----- Raw data -----
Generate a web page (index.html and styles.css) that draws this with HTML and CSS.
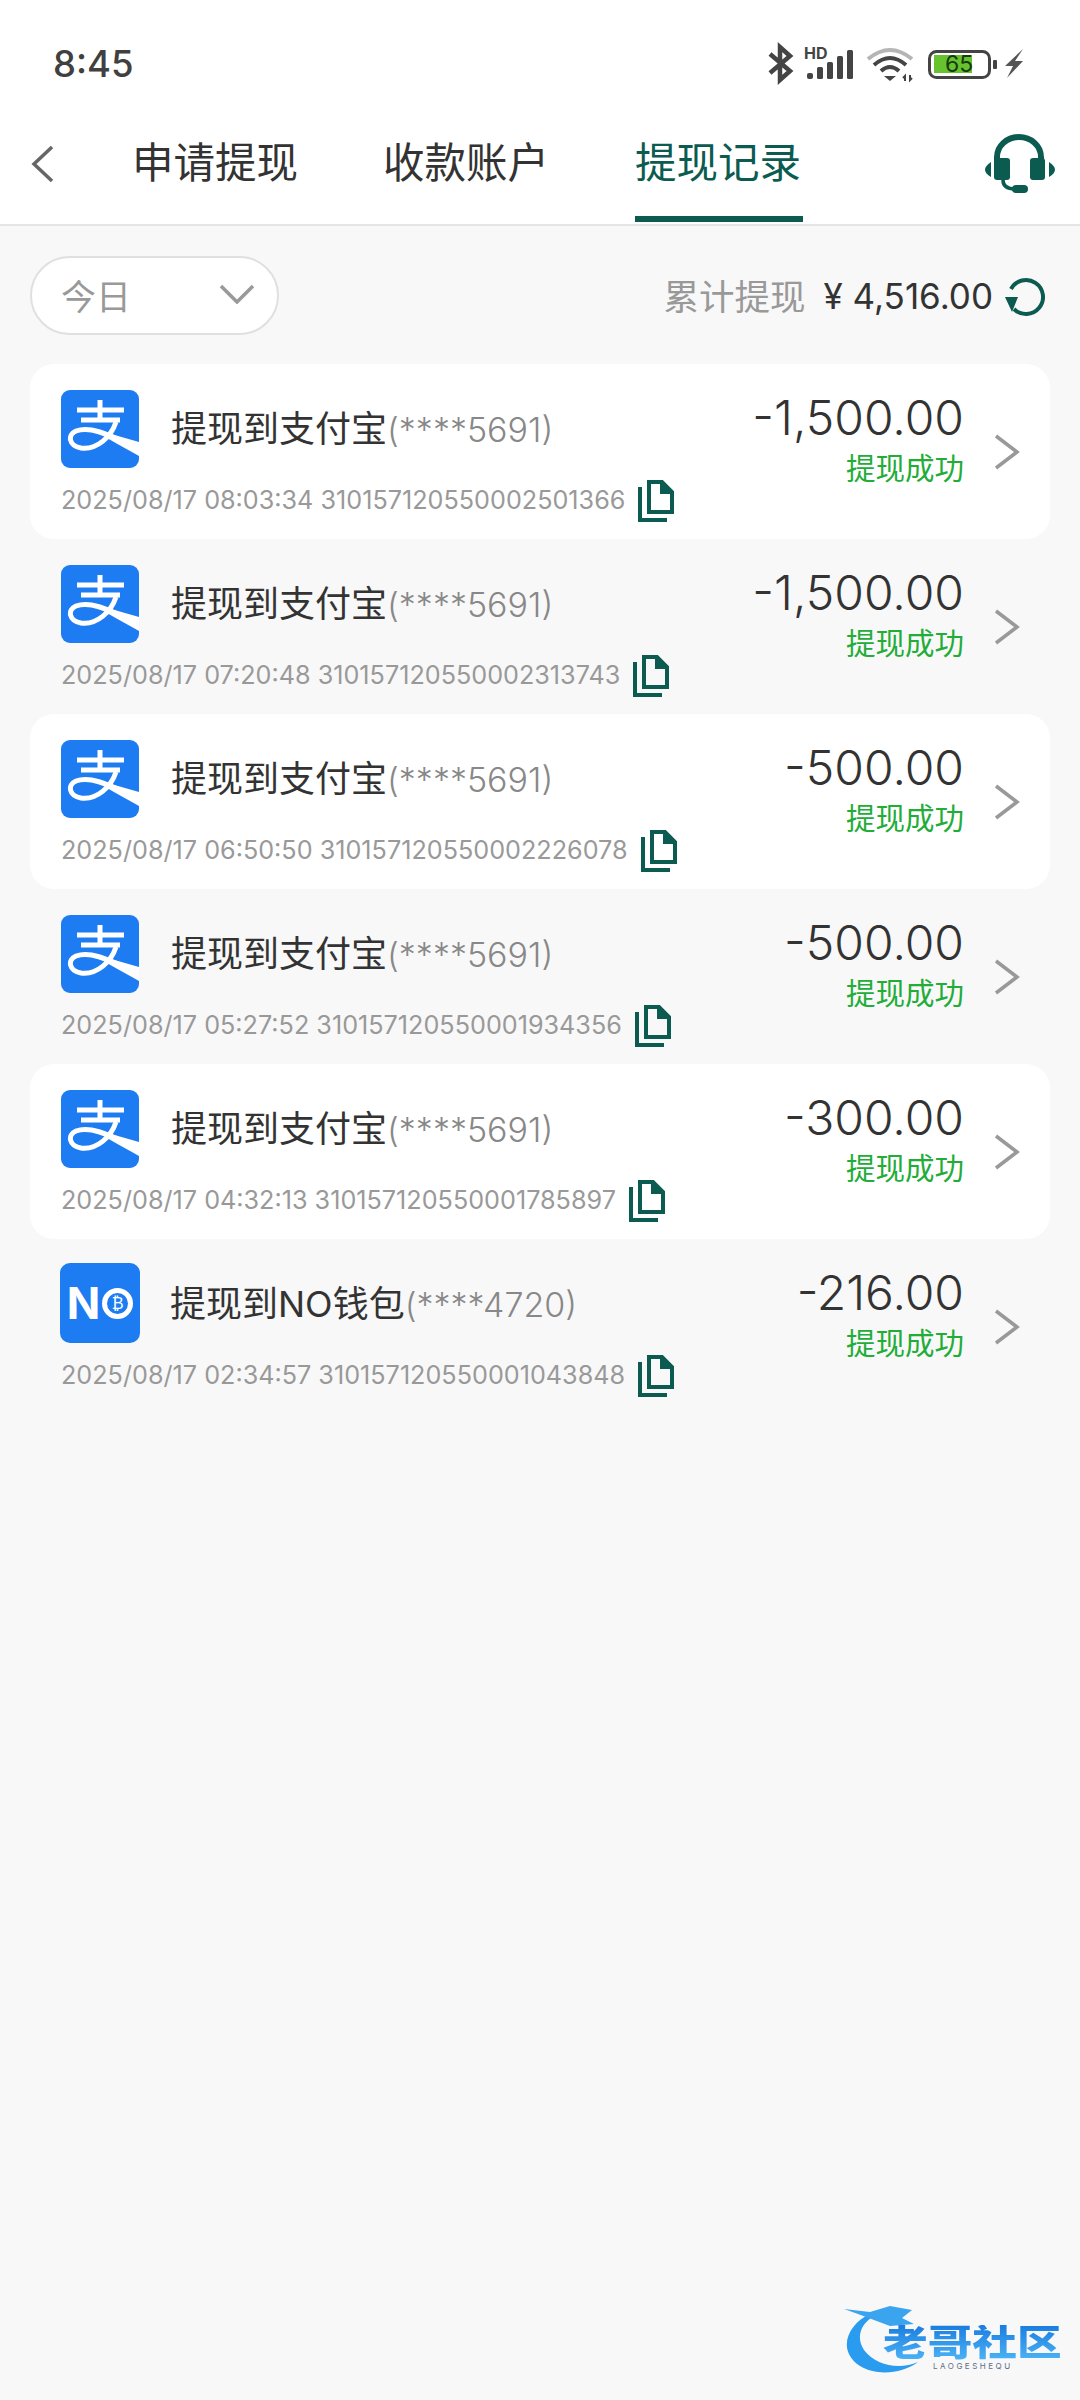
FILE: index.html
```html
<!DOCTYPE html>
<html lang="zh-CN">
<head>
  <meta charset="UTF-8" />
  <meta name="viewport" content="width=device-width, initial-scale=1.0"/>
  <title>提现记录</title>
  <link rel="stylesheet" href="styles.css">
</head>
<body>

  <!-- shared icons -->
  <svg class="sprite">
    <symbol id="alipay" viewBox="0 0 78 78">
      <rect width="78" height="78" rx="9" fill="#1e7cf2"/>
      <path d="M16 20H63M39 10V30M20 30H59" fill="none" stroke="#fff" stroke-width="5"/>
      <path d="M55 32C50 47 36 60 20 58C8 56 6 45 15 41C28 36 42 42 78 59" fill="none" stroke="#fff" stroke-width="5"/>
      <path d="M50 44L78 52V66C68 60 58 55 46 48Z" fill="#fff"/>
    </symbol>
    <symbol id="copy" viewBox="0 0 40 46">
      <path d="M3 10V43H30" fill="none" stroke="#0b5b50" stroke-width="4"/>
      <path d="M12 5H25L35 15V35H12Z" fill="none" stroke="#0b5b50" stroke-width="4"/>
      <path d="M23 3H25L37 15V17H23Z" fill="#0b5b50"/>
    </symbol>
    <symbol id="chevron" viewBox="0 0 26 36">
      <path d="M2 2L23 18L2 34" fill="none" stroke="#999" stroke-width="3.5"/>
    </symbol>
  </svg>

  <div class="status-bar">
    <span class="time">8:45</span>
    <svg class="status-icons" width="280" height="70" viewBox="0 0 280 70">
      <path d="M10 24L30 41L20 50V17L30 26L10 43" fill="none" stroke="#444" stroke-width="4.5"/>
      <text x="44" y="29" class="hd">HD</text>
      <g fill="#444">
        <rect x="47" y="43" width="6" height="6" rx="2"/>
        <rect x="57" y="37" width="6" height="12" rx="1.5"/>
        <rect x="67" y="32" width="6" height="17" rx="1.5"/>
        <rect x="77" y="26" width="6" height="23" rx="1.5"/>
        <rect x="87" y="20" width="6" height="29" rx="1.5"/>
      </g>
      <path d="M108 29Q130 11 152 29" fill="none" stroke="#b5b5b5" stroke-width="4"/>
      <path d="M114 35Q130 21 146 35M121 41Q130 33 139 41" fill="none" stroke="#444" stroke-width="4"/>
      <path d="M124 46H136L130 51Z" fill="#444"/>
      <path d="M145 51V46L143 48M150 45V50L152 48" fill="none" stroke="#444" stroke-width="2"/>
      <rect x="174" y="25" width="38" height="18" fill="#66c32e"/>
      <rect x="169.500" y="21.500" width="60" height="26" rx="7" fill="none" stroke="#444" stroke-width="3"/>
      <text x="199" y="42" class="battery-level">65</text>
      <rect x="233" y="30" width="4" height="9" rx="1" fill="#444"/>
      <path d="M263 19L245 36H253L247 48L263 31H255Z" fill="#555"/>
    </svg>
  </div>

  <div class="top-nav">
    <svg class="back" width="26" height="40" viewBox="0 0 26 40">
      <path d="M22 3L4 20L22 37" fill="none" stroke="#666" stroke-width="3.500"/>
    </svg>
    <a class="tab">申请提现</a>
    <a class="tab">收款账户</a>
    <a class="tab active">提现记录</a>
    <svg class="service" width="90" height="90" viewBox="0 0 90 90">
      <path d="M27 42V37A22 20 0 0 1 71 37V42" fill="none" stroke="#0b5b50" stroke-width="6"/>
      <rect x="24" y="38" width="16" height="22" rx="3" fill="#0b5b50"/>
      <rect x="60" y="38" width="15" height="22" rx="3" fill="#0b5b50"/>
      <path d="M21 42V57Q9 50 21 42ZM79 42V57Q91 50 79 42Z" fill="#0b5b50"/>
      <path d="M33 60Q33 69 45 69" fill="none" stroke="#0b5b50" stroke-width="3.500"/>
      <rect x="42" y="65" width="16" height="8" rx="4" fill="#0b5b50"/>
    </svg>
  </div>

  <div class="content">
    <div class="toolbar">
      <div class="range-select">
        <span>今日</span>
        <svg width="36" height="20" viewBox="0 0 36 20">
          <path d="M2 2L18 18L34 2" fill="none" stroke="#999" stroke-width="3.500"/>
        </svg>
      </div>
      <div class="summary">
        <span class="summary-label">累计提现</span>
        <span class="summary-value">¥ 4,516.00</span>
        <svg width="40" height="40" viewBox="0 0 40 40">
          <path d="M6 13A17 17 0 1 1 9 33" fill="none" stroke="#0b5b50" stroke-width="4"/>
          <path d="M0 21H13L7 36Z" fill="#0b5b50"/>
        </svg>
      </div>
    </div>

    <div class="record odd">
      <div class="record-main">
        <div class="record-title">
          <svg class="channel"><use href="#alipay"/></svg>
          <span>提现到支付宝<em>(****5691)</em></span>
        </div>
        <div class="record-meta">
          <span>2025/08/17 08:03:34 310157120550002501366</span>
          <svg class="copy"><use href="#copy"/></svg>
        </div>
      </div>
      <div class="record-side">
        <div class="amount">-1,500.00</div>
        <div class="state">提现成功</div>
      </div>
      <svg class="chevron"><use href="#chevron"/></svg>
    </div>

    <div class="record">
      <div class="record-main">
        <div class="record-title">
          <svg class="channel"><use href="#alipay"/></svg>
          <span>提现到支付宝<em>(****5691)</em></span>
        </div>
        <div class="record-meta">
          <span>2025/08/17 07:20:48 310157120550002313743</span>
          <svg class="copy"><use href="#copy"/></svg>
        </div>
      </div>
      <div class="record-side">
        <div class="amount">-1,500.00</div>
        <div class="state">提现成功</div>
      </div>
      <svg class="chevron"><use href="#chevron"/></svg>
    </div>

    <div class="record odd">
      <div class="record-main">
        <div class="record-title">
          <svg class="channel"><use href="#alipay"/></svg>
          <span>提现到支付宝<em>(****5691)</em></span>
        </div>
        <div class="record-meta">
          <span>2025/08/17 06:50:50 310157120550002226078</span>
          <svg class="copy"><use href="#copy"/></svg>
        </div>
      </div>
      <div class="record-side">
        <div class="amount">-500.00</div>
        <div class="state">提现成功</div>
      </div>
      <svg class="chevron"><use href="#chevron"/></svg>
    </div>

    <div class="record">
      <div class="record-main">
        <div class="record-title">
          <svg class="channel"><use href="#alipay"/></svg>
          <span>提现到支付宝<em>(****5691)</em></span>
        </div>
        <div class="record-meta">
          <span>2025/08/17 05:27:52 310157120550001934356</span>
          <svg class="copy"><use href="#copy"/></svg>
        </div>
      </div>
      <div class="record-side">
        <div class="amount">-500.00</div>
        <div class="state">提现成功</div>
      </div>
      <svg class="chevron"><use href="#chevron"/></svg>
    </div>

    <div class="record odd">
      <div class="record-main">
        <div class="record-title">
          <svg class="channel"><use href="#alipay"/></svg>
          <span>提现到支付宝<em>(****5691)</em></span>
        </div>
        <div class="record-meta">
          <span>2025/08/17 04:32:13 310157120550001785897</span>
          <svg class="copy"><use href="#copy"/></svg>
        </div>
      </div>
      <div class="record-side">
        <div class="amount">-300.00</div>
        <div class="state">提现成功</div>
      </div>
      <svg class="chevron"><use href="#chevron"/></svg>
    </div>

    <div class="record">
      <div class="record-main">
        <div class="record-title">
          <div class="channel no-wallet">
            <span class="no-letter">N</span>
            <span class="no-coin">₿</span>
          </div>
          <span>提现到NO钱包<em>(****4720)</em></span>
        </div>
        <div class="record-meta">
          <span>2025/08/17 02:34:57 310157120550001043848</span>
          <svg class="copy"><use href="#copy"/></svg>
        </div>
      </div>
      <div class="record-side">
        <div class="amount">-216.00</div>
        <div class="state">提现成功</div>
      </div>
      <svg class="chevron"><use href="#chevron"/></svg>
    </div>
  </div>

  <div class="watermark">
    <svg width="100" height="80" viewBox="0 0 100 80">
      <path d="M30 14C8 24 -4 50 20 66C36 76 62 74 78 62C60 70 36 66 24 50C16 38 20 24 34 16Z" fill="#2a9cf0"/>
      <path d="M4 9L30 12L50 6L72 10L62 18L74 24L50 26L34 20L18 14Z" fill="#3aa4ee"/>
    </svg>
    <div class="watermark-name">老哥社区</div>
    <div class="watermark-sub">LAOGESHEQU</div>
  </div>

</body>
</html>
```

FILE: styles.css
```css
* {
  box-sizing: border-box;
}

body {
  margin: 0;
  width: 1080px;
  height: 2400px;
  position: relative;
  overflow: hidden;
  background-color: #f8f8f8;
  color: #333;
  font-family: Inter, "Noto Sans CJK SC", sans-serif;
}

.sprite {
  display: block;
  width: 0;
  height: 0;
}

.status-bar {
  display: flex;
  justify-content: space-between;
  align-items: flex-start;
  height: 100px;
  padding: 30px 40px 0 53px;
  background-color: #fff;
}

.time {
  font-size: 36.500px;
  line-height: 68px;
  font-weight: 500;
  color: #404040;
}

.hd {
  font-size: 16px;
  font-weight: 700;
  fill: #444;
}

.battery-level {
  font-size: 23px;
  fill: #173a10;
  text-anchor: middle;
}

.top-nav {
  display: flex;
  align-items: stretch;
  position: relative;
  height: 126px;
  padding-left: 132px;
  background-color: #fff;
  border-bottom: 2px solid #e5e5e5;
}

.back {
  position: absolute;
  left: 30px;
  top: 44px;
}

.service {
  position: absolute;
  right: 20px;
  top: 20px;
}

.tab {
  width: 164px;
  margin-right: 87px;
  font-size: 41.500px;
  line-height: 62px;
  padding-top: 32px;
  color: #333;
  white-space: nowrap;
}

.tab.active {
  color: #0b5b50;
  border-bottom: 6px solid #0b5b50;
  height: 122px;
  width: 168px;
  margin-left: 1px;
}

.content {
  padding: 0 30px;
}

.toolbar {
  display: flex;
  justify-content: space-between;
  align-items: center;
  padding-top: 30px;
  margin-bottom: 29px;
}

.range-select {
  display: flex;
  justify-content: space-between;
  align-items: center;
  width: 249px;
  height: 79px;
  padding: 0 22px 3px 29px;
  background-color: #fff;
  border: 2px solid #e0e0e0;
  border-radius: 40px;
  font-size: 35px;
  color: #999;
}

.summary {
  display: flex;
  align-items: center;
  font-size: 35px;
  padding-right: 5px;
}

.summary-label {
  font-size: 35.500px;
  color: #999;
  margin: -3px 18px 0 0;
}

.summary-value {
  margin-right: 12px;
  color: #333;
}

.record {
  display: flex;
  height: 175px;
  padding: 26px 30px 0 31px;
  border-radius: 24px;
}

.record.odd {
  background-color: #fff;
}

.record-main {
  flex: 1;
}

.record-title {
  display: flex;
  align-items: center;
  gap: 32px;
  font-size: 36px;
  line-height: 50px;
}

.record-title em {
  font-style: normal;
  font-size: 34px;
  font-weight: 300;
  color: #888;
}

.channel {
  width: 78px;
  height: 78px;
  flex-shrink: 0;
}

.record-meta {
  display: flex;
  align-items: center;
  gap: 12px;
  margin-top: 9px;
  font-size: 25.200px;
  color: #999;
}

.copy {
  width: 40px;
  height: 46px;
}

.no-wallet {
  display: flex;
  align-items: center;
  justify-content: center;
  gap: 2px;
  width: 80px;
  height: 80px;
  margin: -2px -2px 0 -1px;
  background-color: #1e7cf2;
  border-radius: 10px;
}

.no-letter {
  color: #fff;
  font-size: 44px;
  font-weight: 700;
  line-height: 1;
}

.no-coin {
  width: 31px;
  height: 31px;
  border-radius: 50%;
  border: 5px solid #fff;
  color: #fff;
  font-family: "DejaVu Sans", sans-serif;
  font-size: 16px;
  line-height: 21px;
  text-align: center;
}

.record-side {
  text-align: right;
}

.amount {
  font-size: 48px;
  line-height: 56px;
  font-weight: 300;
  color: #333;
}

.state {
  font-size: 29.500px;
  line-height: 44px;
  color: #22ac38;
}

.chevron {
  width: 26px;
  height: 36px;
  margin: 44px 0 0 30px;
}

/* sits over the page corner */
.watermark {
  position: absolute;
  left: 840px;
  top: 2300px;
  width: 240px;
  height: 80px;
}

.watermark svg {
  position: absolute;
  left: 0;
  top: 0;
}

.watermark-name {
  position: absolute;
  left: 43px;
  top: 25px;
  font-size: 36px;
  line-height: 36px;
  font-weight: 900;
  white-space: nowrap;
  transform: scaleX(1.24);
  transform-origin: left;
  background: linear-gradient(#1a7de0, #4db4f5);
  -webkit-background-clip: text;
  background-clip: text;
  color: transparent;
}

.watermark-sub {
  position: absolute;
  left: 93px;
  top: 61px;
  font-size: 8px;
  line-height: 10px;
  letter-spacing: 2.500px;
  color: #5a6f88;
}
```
-----
Requirement: Sift the material for lines with the string "page". Copy each one found.

Solution to this task:
Generate a web page (index.html and styles.css) that draws this with HTML and CSS.
/* sits over the page corner */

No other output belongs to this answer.